Perfectionists have the most trouble making tough calls. They steadfastly pursue every avenue of information, weigh pros and cons, seek more advice, and generally delay the decision as long as possible. Those who recognize that perfection does not exist, and that no human has the skills to obtain it, relax and set their sights on success, not perfection. When they are 80% ready, they move, because they realize that the time and money it would take to be 100% ready will lead to missed opportunities-and they still won’t have perfection.
10. Make the call and refuse to second-guess it.
Guilt and its unattractive companion worry are the two most useless of human emotions. Guilt attempts to change the past, while worry serves as the futile effort to control the future. Successful leaders learn not to blame themselves or others for failures-to accept them as a valuable way to learn and grow and part of doing business. They know that if they don’t lose a game occasionally, they’re probably not playing in a tough enough league-and they condition themselves not to worry about it. Once again, perfectionists have the most trouble with second-guessing. It won’t help, but it seldom stops those committed to it from engaging in it.
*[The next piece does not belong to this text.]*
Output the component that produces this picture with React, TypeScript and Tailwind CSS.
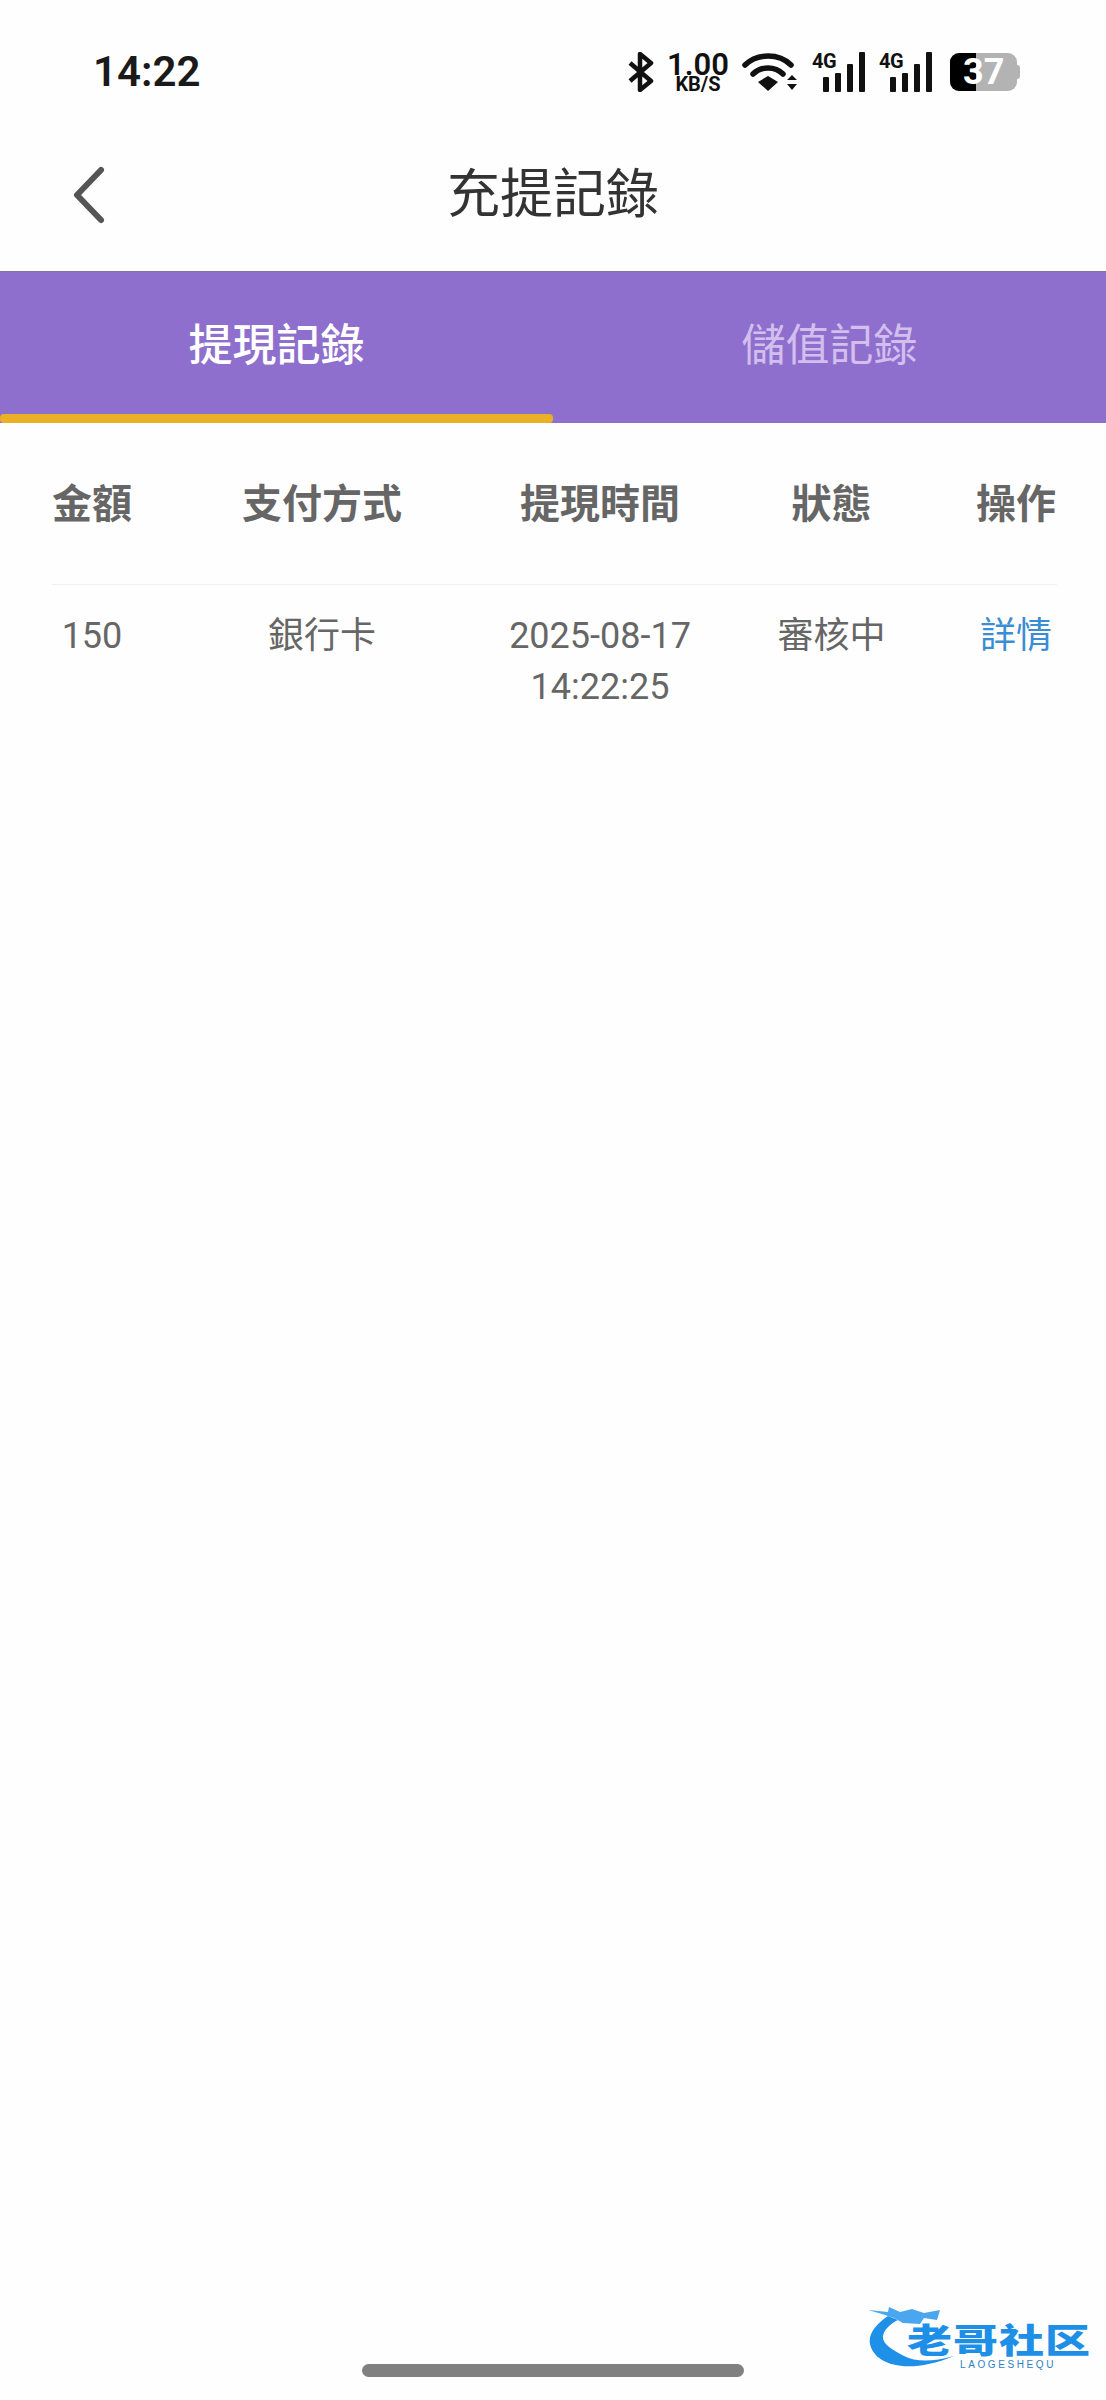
const cjk = "font-['Roboto','Noto_Sans_CJK_TC',sans-serif]";

function Bluetooth() {
  return (
    <svg width="26" height="40" viewBox="0 0 26 40" fill="none" stroke="#111" strokeWidth="4.5" strokeLinejoin="round">
      <path d="M2 11 L23 29 L12 38 V2 L23 11 L2 29" />
    </svg>
  );
}

function Wifi() {
  return (
    <svg width="56" height="40" viewBox="0 0 56 40" fill="none">
      <path d="M3 13 C15 1 37 1 49 13" stroke="#111" strokeWidth="5.5" strokeLinecap="round" />
      <path d="M11 22 C19 14 33 14 41 22" stroke="#111" strokeWidth="5.5" strokeLinecap="round" />
      <path d="M16 30 L26 24 L36 30 L26 39 Z" fill="#111" />
      <path d="M45 28 L50 23 L55 28 Z M45 32 L55 32 L50 38 Z" fill="#111" />
    </svg>
  );
}

function Signal() {
  return (
    <div className="relative h-[40px] w-[53px]">
      <span className="absolute left-0 top-0 font-['Roboto',sans-serif] text-[20px] font-bold leading-[18px] tracking-[-0.5px] text-[#111]">4G</span>
      <svg width="53" height="40" viewBox="0 0 53 40">
        <rect x="11" y="25" width="6" height="15" rx="1" fill="#111" />
        <rect x="23" y="21" width="6" height="19" rx="1" fill="#111" />
        <rect x="35" y="12" width="6" height="28" rx="1" fill="#111" />
        <rect x="47" y="0" width="6" height="40" rx="1" fill="#111" />
      </svg>
    </div>
  );
}

function Battery() {
  return (
    <div className="relative flex h-[38px] w-[70px] items-center">
      <div className="flex h-full w-[67px] overflow-hidden rounded-[9px] bg-[#b3b3b3]">
        <div className="h-full w-[26px] bg-black" />
      </div>
      <div className="h-[14px] w-[3px] rounded-r-sm bg-[#b3b3b3]" />
      <span className="absolute left-[13px] top-0 font-['Roboto',sans-serif] text-[36px] font-bold leading-[38px] text-white">37</span>
    </div>
  );
}

function Watermark() {
  return (
    <div className="absolute left-[866px] top-[2304px] h-[70px] w-[226px]">
      <svg className="absolute left-0 top-0" width="110" height="70" viewBox="0 0 110 70">
        <path d="M22 12 C10 20 2 30 4 40 C8 60 40 72 88 52 C66 58 50 58 38 52 C26 46 16 40 17 32 C18 26 24 20 32 16 Z" fill="#1e90e8" />
        <path d="M2 6 L22 8 L23 3 L34 8 L46 5 L58 9 L74 6 L71 16 L58 14 L54 20 L37 19 L28 14 L16 10 Z" fill="#4aa6ee" />
      </svg>
      <span className="absolute left-[41px] top-[17px] origin-center scale-y-[0.75] whitespace-nowrap font-['Noto_Sans_CJK_SC',sans-serif] text-[45px] font-black leading-[36px] tracking-[1px] text-[#1e8fe6]">老哥社区</span>
      <span className="absolute left-[94px] top-[55px] whitespace-nowrap font-['Liberation_Sans',sans-serif] text-[10px] leading-[11px] tracking-[2.6px] text-[#2f7fc4]">LAOGESHEQU</span>
    </div>
  );
}

const rowGrid = "grid grid-cols-[80px_380px_176px_287px_82px]";

export default function App() {
  return (
    <div className={`relative flex min-h-[2400px] flex-col bg-[#fefefe] ${cjk}`}>
      {/* status bar */}
      <div className="flex h-[90px] items-start justify-between pl-[93px] pr-[86px] pt-[52px]">
        <span className="font-['Roboto',sans-serif] text-[42px] font-semibold leading-[40px] text-[#1a1a1a]">14:22</span>
        <div className="flex items-center">
          <Bluetooth />
          <div className="ml-[14px] flex w-[60px] flex-col items-center text-[#111]">
            <span className="font-['Roboto',sans-serif] text-[31px] font-semibold leading-[25px]">1.00</span>
            <span className="font-['Roboto',sans-serif] text-[20px] font-bold leading-[15px]">KB/S</span>
          </div>
          <div className="ml-[14px]"><Wifi /></div>
          <div className="ml-[14px]"><Signal /></div>
          <div className="ml-[14px]"><Signal /></div>
          <div className="ml-[18px]"><Battery /></div>
        </div>
      </div>

      {/* title */}
      <div className="relative flex h-[181px] items-center justify-center pt-[30px]">
        <svg className="absolute left-[70px] top-[75px]" width="36" height="60" viewBox="0 0 36 60" fill="none">
          <path d="M31 5 L7 30 L31 55" stroke="#555" strokeWidth="6" strokeLinecap="round" strokeLinejoin="round" />
        </svg>
        <h1 className="text-[53px] font-normal leading-none text-[#333]">充提記錄</h1>
      </div>

      {/* tabs */}
      <div className="flex h-[152px] border-t border-[#86729f] bg-[#8f6fcd]">
        <div className="relative flex flex-1 items-center justify-center pb-[3px] text-[44px] font-medium text-white">
          提現記錄
          <div className="absolute bottom-0 left-0 right-0 h-[9px] rounded-[4px] bg-[#eab126]" />
        </div>
        <div className="flex flex-1 items-center justify-center pb-[3px] text-[44px] text-[#d2bfee]">儲值記錄</div>
      </div>

      {/* table */}
      <div className="ml-[52px] mr-[49px]">
        <div className={`${rowGrid} h-[162px] items-center border-b border-[#f0f0f0] pt-[2px] text-center text-[40px] font-bold leading-none text-[#666]`}>
          <span>金額</span>
          <span>支付方式</span>
          <span>提現時間</span>
          <span>狀態</span>
          <span>操作</span>
        </div>
        <div className={`${rowGrid} pt-[26px] text-center text-[36px] leading-[51px] text-[#666]`}>
          <span>150</span>
          <span>銀行卡</span>
          <div className="flex flex-col items-center whitespace-nowrap">
            <span>2025-08-17</span>
            <span>14:22:25</span>
          </div>
          <span>審核中</span>
          <span className="text-[#3a8dd3]">詳情</span>
        </div>
      </div>

      {/* home indicator */}
      <div className="mt-auto flex justify-center pb-[23px]">
        <div className="h-[13px] w-[382px] rounded-full bg-[#808080]" />
      </div>

      <Watermark />
    </div>
  );
}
We venerate our sacred cows, traditions, and conventional approaches because they make us feel secure. But like all emotional security blankets, they unravel, and their usefulness fades. When we replace emotional responses with new attitudes and cognitive skills, and we challenge ourselves to take risks, reframe, and live well-thought-out beliefs instead of clinging to what we’ve always done, we open the door for new opportunities and optimism. Making tough calls may involve the demise of some bovines, but it will also paint a credible picture of possibilities.